## DATA SHOWN
========

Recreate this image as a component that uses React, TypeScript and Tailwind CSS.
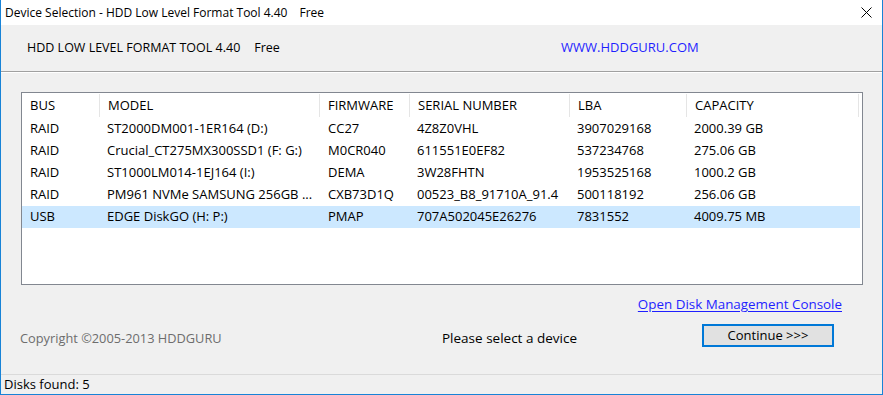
import React from "react";

type Disk = {
  bus: string;
  model: string;
  firmware: string;
  serial: string;
  lba: string;
  capacity: string;
};

const disks: Disk[] = [
  { bus: "RAID", model: "ST2000DM001-1ER164 (D:)", firmware: "CC27", serial: "4Z8Z0VHL", lba: "3907029168", capacity: "2000.39 GB" },
  { bus: "RAID", model: "Crucial_CT275MX300SSD1 (F: G:)", firmware: "M0CR040", serial: "611551E0EF82", lba: "537234768", capacity: "275.06 GB" },
  { bus: "RAID", model: "ST1000LM014-1EJ164 (I:)", firmware: "DEMA", serial: "3W28FHTN", lba: "1953525168", capacity: "1000.2 GB" },
  { bus: "RAID", model: "PM961 NVMe SAMSUNG 256GB ...", firmware: "CXB73D1Q", serial: "00523_B8_91710A_91.4", lba: "500118192", capacity: "256.06 GB" },
  { bus: "USB", model: "EDGE DiskGO (H: P:)", firmware: "PMAP", serial: "707A502045E26276", lba: "7831552", capacity: "4009.75 MB" },
];

const columns = [
  { title: "BUS", w: "w-[78px]" },
  { title: "MODEL", w: "w-[220px]" },
  { title: "FIRMWARE", w: "w-[90px]" },
  { title: "SERIAL NUMBER", w: "w-[160px]" },
  { title: "LBA", w: "w-[117px]" },
  { title: "CAPACITY", w: "w-[172px]" },
];

const App: React.FC = () => {
  return (
    <div className="w-[883px] h-[395px] flex flex-col bg-[#f0f0f0] border-x border-b border-[#1883d7] font-['Open_Sans',sans-serif] text-[13px] text-black overflow-hidden">
      {/* title bar */}
      <div className="h-[25px] shrink-0 bg-white flex items-center pl-[4px] pr-[10px] text-[12px]">
        <span>Device Selection - HDD Low Level Format Tool 4.40</span>
        <span className="ml-[12px]">Free</span>
        <svg className="ml-auto" width="11" height="11" viewBox="0 0 11 11">
          <path d="M0.5 0.5L10.5 10.5M10.5 0.5L0.5 10.5" stroke="#000" strokeWidth="1" />
        </svg>
      </div>

      {/* header */}
      <div className="h-[47px] shrink-0 flex items-center pl-[26px] border-b border-[#a0a0a0] shadow-[0_1px_0_#ffffff]">
        <span className="w-[534px] flex text-[12.5px]">
          <span>HDD LOW LEVEL FORMAT TOOL 4.40</span>
          <span className="ml-[14px]">Free</span>
        </span>
        <span className="text-[#1f1fff]">WWW.HDDGURU.COM</span>
      </div>

      {/* device list */}
      <div className="ml-[20px] mt-[20px] w-[842px] h-[193px] shrink-0 bg-white border border-[#828790]">
        <div className="h-[25px] flex">
          {columns.map((c) => (
            <div key={c.title} className={`${c.w} flex items-center pl-[8px] border-r border-[#e5e5e5] my-[1px]`}>
              {c.title}
            </div>
          ))}
        </div>
        {disks.map((d, i) => (
          <div key={i} className={`h-[22px] flex items-center w-[838px] ${i === 4 ? "bg-[#cce8ff]" : ""}`}>
            <div className="w-[78px] pl-[8px]">{d.bus}</div>
            <div className="w-[220px] pl-[7px]">{d.model}</div>
            <div className="w-[90px] pl-[8px]">{d.firmware}</div>
            <div className="w-[160px] pl-[7px]">{d.serial}</div>
            <div className="w-[117px] pl-[7px]">{d.lba}</div>
            <div className="w-[172px] pl-[7px]">{d.capacity}</div>
          </div>
        ))}
      </div>

      {/* link row */}
      <div className="mt-[10px] h-[18px] shrink-0 flex justify-end pr-[40px] leading-[18px]">
        <span className="text-[13.4px] text-[#1f1fff] underline underline-offset-2">Open Disk Management Console</span>
      </div>

      {/* bottom row */}
      <div className="flex items-start pl-[19px] flex-1">
        <span className="w-[422px] mt-[16px] leading-[18px] text-[12.8px] text-[#6d6d6d]">Copyright ©2005-2013 HDDGURU</span>
        <span className="w-[260px] mt-[16px] leading-[18px] text-[13.5px]">Please select a device</span>
        <button className="mt-[11px] w-[132px] h-[23px] bg-[#e1e1e1] border-2 border-[#0078d7] flex items-center justify-center leading-none">
          Continue &gt;&gt;&gt;
        </button>
      </div>

      {/* status bar */}
      <div className="h-[20px] shrink-0 border-t border-[#dadada] flex items-center pl-[3px]">
        Disks found: 5
      </div>
    </div>
  );
};

export default App;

========

## EXERCISE REQUIREMENTS
Quote in full the listing given above; the images are to be left out.

## OUTPUT OF THE TASK
Recreate this image as a component that uses React, TypeScript and Tailwind CSS.
import React from "react";

type Disk = {
  bus: string;
  model: string;
  firmware: string;
  serial: string;
  lba: string;
  capacity: string;
};

const disks: Disk[] = [
  { bus: "RAID", model: "ST2000DM001-1ER164 (D:)", firmware: "CC27", serial: "4Z8Z0VHL", lba: "3907029168", capacity: "2000.39 GB" },
  { bus: "RAID", model: "Crucial_CT275MX300SSD1 (F: G:)", firmware: "M0CR040", serial: "611551E0EF82", lba: "537234768", capacity: "275.06 GB" },
  { bus: "RAID", model: "ST1000LM014-1EJ164 (I:)", firmware: "DEMA", serial: "3W28FHTN", lba: "1953525168", capacity: "1000.2 GB" },
  { bus: "RAID", model: "PM961 NVMe SAMSUNG 256GB ...", firmware: "CXB73D1Q", serial: "00523_B8_91710A_91.4", lba: "500118192", capacity: "256.06 GB" },
  { bus: "USB", model: "EDGE DiskGO (H: P:)", firmware: "PMAP", serial: "707A502045E26276", lba: "7831552", capacity: "4009.75 MB" },
];

const columns = [
  { title: "BUS", w: "w-[78px]" },
  { title: "MODEL", w: "w-[220px]" },
  { title: "FIRMWARE", w: "w-[90px]" },
  { title: "SERIAL NUMBER", w: "w-[160px]" },
  { title: "LBA", w: "w-[117px]" },
  { title: "CAPACITY", w: "w-[172px]" },
];

const App: React.FC = () => {
  return (
    <div className="w-[883px] h-[395px] flex flex-col bg-[#f0f0f0] border-x border-b border-[#1883d7] font-['Open_Sans',sans-serif] text-[13px] text-black overflow-hidden">
      {/* title bar */}
      <div className="h-[25px] shrink-0 bg-white flex items-center pl-[4px] pr-[10px] text-[12px]">
        <span>Device Selection - HDD Low Level Format Tool 4.40</span>
        <span className="ml-[12px]">Free</span>
        <svg className="ml-auto" width="11" height="11" viewBox="0 0 11 11">
          <path d="M0.5 0.5L10.5 10.5M10.5 0.5L0.5 10.5" stroke="#000" strokeWidth="1" />
        </svg>
      </div>

      {/* header */}
      <div className="h-[47px] shrink-0 flex items-center pl-[26px] border-b border-[#a0a0a0] shadow-[0_1px_0_#ffffff]">
        <span className="w-[534px] flex text-[12.5px]">
          <span>HDD LOW LEVEL FORMAT TOOL 4.40</span>
          <span className="ml-[14px]">Free</span>
        </span>
        <span className="text-[#1f1fff]">WWW.HDDGURU.COM</span>
      </div>

      {/* device list */}
      <div className="ml-[20px] mt-[20px] w-[842px] h-[193px] shrink-0 bg-white border border-[#828790]">
        <div className="h-[25px] flex">
          {columns.map((c) => (
            <div key={c.title} className={`${c.w} flex items-center pl-[8px] border-r border-[#e5e5e5] my-[1px]`}>
              {c.title}
            </div>
          ))}
        </div>
        {disks.map((d, i) => (
          <div key={i} className={`h-[22px] flex items-center w-[838px] ${i === 4 ? "bg-[#cce8ff]" : ""}`}>
            <div className="w-[78px] pl-[8px]">{d.bus}</div>
            <div className="w-[220px] pl-[7px]">{d.model}</div>
            <div className="w-[90px] pl-[8px]">{d.firmware}</div>
            <div className="w-[160px] pl-[7px]">{d.serial}</div>
            <div className="w-[117px] pl-[7px]">{d.lba}</div>
            <div className="w-[172px] pl-[7px]">{d.capacity}</div>
          </div>
        ))}
      </div>

      {/* link row */}
      <div className="mt-[10px] h-[18px] shrink-0 flex justify-end pr-[40px] leading-[18px]">
        <span className="text-[13.4px] text-[#1f1fff] underline underline-offset-2">Open Disk Management Console</span>
      </div>

      {/* bottom row */}
      <div className="flex items-start pl-[19px] flex-1">
        <span className="w-[422px] mt-[16px] leading-[18px] text-[12.8px] text-[#6d6d6d]">Copyright ©2005-2013 HDDGURU</span>
        <span className="w-[260px] mt-[16px] leading-[18px] text-[13.5px]">Please select a device</span>
        <button className="mt-[11px] w-[132px] h-[23px] bg-[#e1e1e1] border-2 border-[#0078d7] flex items-center justify-center leading-none">
          Continue &gt;&gt;&gt;
        </button>
      </div>

      {/* status bar */}
      <div className="h-[20px] shrink-0 border-t border-[#dadada] flex items-center pl-[3px]">
        Disks found: 5
      </div>
    </div>
  );
};

export default App;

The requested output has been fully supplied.